Find the string "TypeScript" and gather every line that holds it.

Begin Input data

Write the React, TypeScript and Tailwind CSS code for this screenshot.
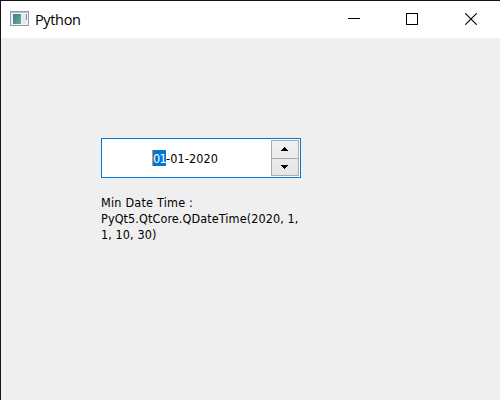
import React from "react";

function AppIcon() {
  return (
    <svg className="mb-px" width="19" height="16" viewBox="0 0 19 16" shapeRendering="crispEdges">
      <defs>
        <linearGradient id="pane" x1="0" y1="0" x2="1" y2="1">
          <stop offset="0" stopColor="#4277a0" />
          <stop offset="1" stopColor="#62b382" />
        </linearGradient>
      </defs>
      <rect x="0.5" y="0.5" width="18" height="14" fill="#f1f3f4" stroke="#959ca2" />
      <rect x="1" y="1" width="17" height="1" fill="#b9c0c5" />
      <rect x="3" y="3" width="8" height="10" fill="url(#pane)" />
      <rect x="12" y="3" width="4" height="10" fill="#e5e9e9" />
      <rect x="16" y="3" width="1" height="6" fill="#559c99" />
    </svg>
  );
}

function TitleBar() {
  return (
    <header className="flex h-[37px] items-center bg-white pl-[9px] [font-stretch:normal]">
      <AppIcon />
      <span className="ml-[6px] font-['Open_Sans',sans-serif] text-[14.5px] leading-[20px] tracking-[-0.35px] text-black">
        Python
      </span>
      <div className="mb-px ml-auto flex pr-[23px]">
        <svg className="mr-[46px]" width="12" height="12" shapeRendering="crispEdges">
          <path d="M0 5.5H12" stroke="#000" />
        </svg>
        <svg className="mr-[47px]" width="12" height="12" shapeRendering="crispEdges">
          <rect x="0.5" y="0.5" width="11" height="11" fill="none" stroke="#000" />
        </svg>
        <svg width="12" height="12">
          <path d="M0.3 0.3L11.7 11.7M11.7 0.3L0.3 11.7" stroke="#000" strokeWidth="1.1" />
        </svg>
      </div>
    </header>
  );
}

function DateEdit() {
  return (
    <div className="flex h-[40px] w-[200px] border border-[#0078d7] bg-white p-px pl-[50px]">
      <div className="flex flex-1 items-center leading-[18px]">
        <span className="h-[16px] w-[14px] border-l border-[#ff8728] bg-[#0078d7] tracking-[-0.6px] text-white">
          01
        </span>
        <span className="h-[16px] tracking-[0.12px]">-01-2020</span>
      </div>
      <div className="flex w-[28px] flex-col border border-[#acacac] bg-linear-to-b from-[#f0f0f0] to-[#e5e5e5]">
        <button className="flex h-[17px] items-center justify-center">
          <svg className="mr-px" width="7" height="4" shapeRendering="crispEdges">
            <path d="M3 0h1v1h1v1h1v1h1v1H0V3h1V2h1V1h1z" />
          </svg>
        </button>
        <button className="flex h-[18px] items-center justify-center border-t border-[#acacac]">
          <svg className="mr-px" width="7" height="4" shapeRendering="crispEdges">
            <path d="M0 0h7v1H6v1H5v1H4v1H3V3H2V2H1V1H0z" />
          </svg>
        </button>
      </div>
    </div>
  );
}

export default function App() {
  return (
    <div className="h-[400px] w-[500px] overflow-hidden border-t border-l border-[#17131a] bg-[#efefef] font-['DejaVu_Sans_Condensed','DejaVu_Sans',sans-serif] text-[12.5px] text-black [font-stretch:condensed]">
      <TitleBar />
      <main className="pt-[100px] pl-[100px]">
        <DateEdit />
        <p className="mt-[17px] w-[210px] leading-[16px] tracking-[0.1px]">
          <span className="tracking-[0.22px]">Min Date Time :</span>
          <br />
          PyQt5.QtCore.QDateTime(2020, 1,
          <br />
          1, 10, 30)
        </p>
      </main>
    </div>
  );
}
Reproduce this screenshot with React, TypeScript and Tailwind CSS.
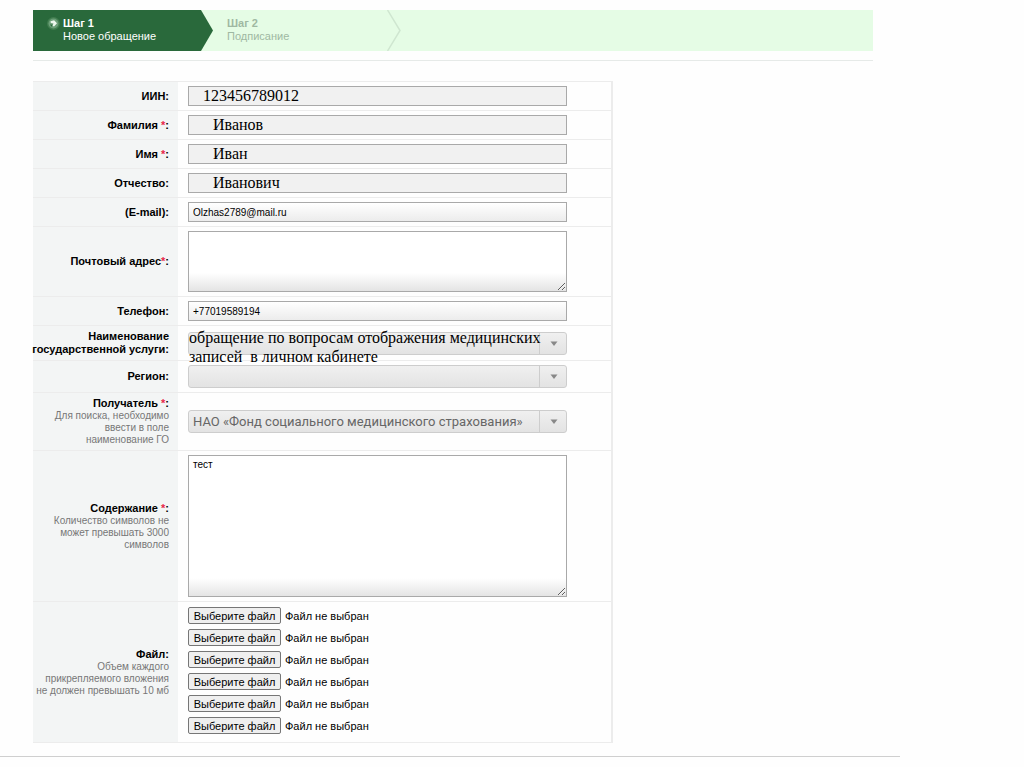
import { useRef } from 'react';
import type { ReactNode } from 'react';

interface FieldRowProps {
  id: string;
  label: ReactNode;
  required?: boolean;
  tight?: boolean;
  hint?: string;
  children: ReactNode;
}

const boxBase = 'block w-full border border-[#a9a9a9] rounded-none outline-none';
const textFont = "font-['Liberation_Sans',sans-serif]";
const serifFont = "font-['Liberation_Serif',serif]";

const files = ['file1', 'file2', 'file3', 'file4', 'file5', 'file6'];

function FieldRow({ id, label, required, tight, hint, children }: FieldRowProps) {
  return (
    <div className="grid grid-cols-[145px_1fr] border-b border-[#ececec]">
      <div className="flex flex-col items-end justify-center bg-[#f3f5f5] py-1 pr-[9px] text-right">
        <label htmlFor={id} className="text-[11px] leading-[13px] font-bold whitespace-nowrap text-black">
          {label}
          {required && (
            <>
              {tight ? '' : ' '}
              <span className="text-[#e8274b]">*</span>
            </>
          )}
          :
        </label>
        {hint && <p className="pl-0.5 text-[10px] leading-3 text-[#777]">{hint}</p>}
      </div>
      <div className="flex flex-col justify-center py-1 pr-11 pl-[10px]">{children}</div>
    </div>
  );
}

function LockedInput({ id, value, wide }: { id: string; value: string; wide?: boolean }) {
  return (
    <input
      id={id}
      type="text"
      readOnly
      defaultValue={value}
      className={`${boxBase} ${serifFont} h-5 bg-[#f1f1f1] text-base leading-4 text-black ${wide ? 'pl-[14px]' : 'pl-6'}`}
    />
  );
}

function TextInput({ id, type, value }: { id: string; type: string; value: string }) {
  return (
    <input
      id={id}
      type={type}
      defaultValue={value}
      className={`${boxBase} ${textFont} h-5 bg-linear-to-b from-white to-[#ececec] px-1 text-[10px] text-black`}
    />
  );
}

function TextArea({ id, value, size }: { id: string; value?: string; size: string }) {
  return (
    <textarea
      id={id}
      defaultValue={value}
      className={`${boxBase} ${textFont} ${size} resize bg-white bg-[linear-gradient(to_top,#e4e4e4,#ffffff_18px)] px-1 py-1 text-[10px] leading-[10px] text-black`}
    />
  );
}

function SelectBox({ id, value, overlay }: { id: string; value?: string; overlay?: ReactNode }) {
  return (
    <div className="relative">
      <select
        id={id}
        className="block h-[23px] w-full appearance-none rounded-[3px] border border-[#cdcdcd] bg-linear-to-b from-[#f0f0f0] to-[#e3e3e3] pr-8 pl-1 font-['Roboto',sans-serif] text-[13px] leading-5 text-[#666] outline-none"
      >
        <option>{value ?? ''}</option>
      </select>
      <span className="pointer-events-none absolute inset-y-0 right-0 flex w-7 items-center justify-center border-l border-[#cdcdcd]">
        <svg width="8" height="5" viewBox="0 0 8 5" aria-hidden="true">
          <path d="M0.5 0.5h7L4 5z" fill="#888" />
        </svg>
      </span>
      {overlay}
    </div>
  );
}

function FilePicker({ id, index }: { id: string; index: number }) {
  const inputRef = useRef<HTMLInputElement>(null);

  return (
    <div className="flex h-[22px] items-start gap-1 pt-px">
      <button
        type="button"
        onClick={() => inputRef.current?.click()}
        className="h-[17px] w-[93px] rounded-[2px] border border-[#767676] bg-[#efefef] text-[11px] leading-[14px] whitespace-nowrap text-black"
      >
        Выберите файл
      </button>
      <span className="text-[11px] leading-[18px] text-black">Файл не выбран</span>
      <input ref={inputRef} id={id} type="file" aria-label={`Файл ${index}`} className="hidden" />
    </div>
  );
}

function Steps() {
  return (
    <ol className="flex h-[41px] bg-[#e5fce5] text-[11px] leading-[13px]">
      <li className="flex">
        <div className="flex w-[168px] gap-[3px] bg-[#29693b] pt-[7px] pl-[14px] text-white">
          <svg width="13" height="13" viewBox="0 0 13 13" className="shrink-0" aria-hidden="true">
            <circle cx="6.5" cy="6.5" r="6.5" fill="#417d4f" />
            <circle cx="6.5" cy="6.5" r="5" fill="#6c9f78" />
            <path d="M3.5 4.2l3.6-.9 2.9 2.9-3 3.3-1.5-.8 1-2.2-2.7-.6z" fill="#eef8ee" />
            <path d="M3 7.5l2.6.3-1 2z" fill="#29693b" />
          </svg>
          <p>
            <strong>Шаг 1</strong>
            <br />
            Новое обращение
          </p>
        </div>
        <svg width="12" height="41" viewBox="0 0 12 41" aria-hidden="true">
          <path d="M0 0L12 20.5 0 41z" fill="#29693b" />
        </svg>
      </li>
      <li className="flex">
        <p className="w-[174px] pt-[7px] pl-[14px] text-[#9fb8a2]">
          <strong>Шаг 2</strong>
          <br />
          Подписание
        </p>
        <svg width="14" height="41" viewBox="0 0 14 41" aria-hidden="true">
          <path d="M0.5 0L13 20.5 0.5 41" fill="none" stroke="#cfe6d0" strokeWidth="1.5" />
        </svg>
      </li>
    </ol>
  );
}

export default function App() {
  return (
    <main className="min-h-screen bg-[#fefefe] font-['Liberation_Sans',sans-serif]">
      <div className="max-w-[900px] border-b border-[#cfcfcf] pt-[10px] pr-[27px] pb-[13px] pl-[33px]">
        <div className="border-b border-[#e6eae8] pb-[9px]">
          <Steps />
        </div>

        <form className="mt-5 max-w-[580px] border-t border-r-2 border-[#ececec]">
          <FieldRow id="iin" label="ИИН">
            <LockedInput id="iin" value="123456789012" wide />
          </FieldRow>
          <FieldRow id="surname" label="Фамилия" required>
            <LockedInput id="surname" value="Иванов" />
          </FieldRow>
          <FieldRow id="name" label="Имя" required>
            <LockedInput id="name" value="Иван" />
          </FieldRow>
          <FieldRow id="patronymic" label="Отчество">
            <LockedInput id="patronymic" value="Иванович" />
          </FieldRow>
          <FieldRow id="email" label="(E-mail)">
            <TextInput id="email" type="email" value="Olzhas2789@mail.ru" />
          </FieldRow>
          <FieldRow id="address" label="Почтовый адрес" required tight>
            <TextArea id="address" size="h-[61px]" />
          </FieldRow>
          <FieldRow id="phone" label="Телефон">
            <TextInput id="phone" type="tel" value="+77019589194" />
          </FieldRow>
          <FieldRow
            id="service"
            label={
              <>
                Наименование
                <br />
                государственной услуги
              </>
            }
          >
            <SelectBox
              id="service"
              overlay={
                <p
                  className={`${serifFont} pointer-events-none absolute -top-1 left-px z-10 text-base leading-[19px] whitespace-nowrap text-black`}
                >
                  обращение по вопросам отображения медицинских
                  <br />
                  записей{'\u00a0 '}в личном кабинете
                </p>
              }
            />
          </FieldRow>
          <FieldRow id="region" label="Регион">
            <SelectBox id="region" />
          </FieldRow>
          <FieldRow
            id="recipient"
            label="Получатель"
            required
            hint="Для поиска, необходимо ввести в поле наименование ГО"
          >
            <SelectBox id="recipient" value="НАО «Фонд социального медицинского страхования»" />
          </FieldRow>
          <FieldRow
            id="content"
            label="Содержание"
            required
            hint="Количество символов не может превышать 3000 символов"
          >
            <TextArea id="content" value="тест" size="h-[142px]" />
          </FieldRow>
          <FieldRow
            id="file1"
            label="Файл"
            hint="Объем каждого прикрепляемого вложения не должен превышать 10 мб"
          >
            {files.map((id, i) => (
              <FilePicker key={id} id={id} index={i + 1} />
            ))}
          </FieldRow>
        </form>
      </div>
    </main>
  );
}
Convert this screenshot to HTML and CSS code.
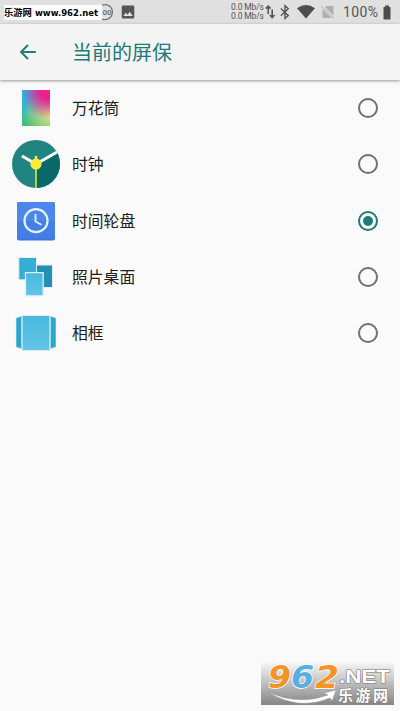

End Input data

Task output:
Write the React, TypeScript and Tailwind CSS code for this screenshot.
Reproduce this screenshot with React, TypeScript and Tailwind CSS.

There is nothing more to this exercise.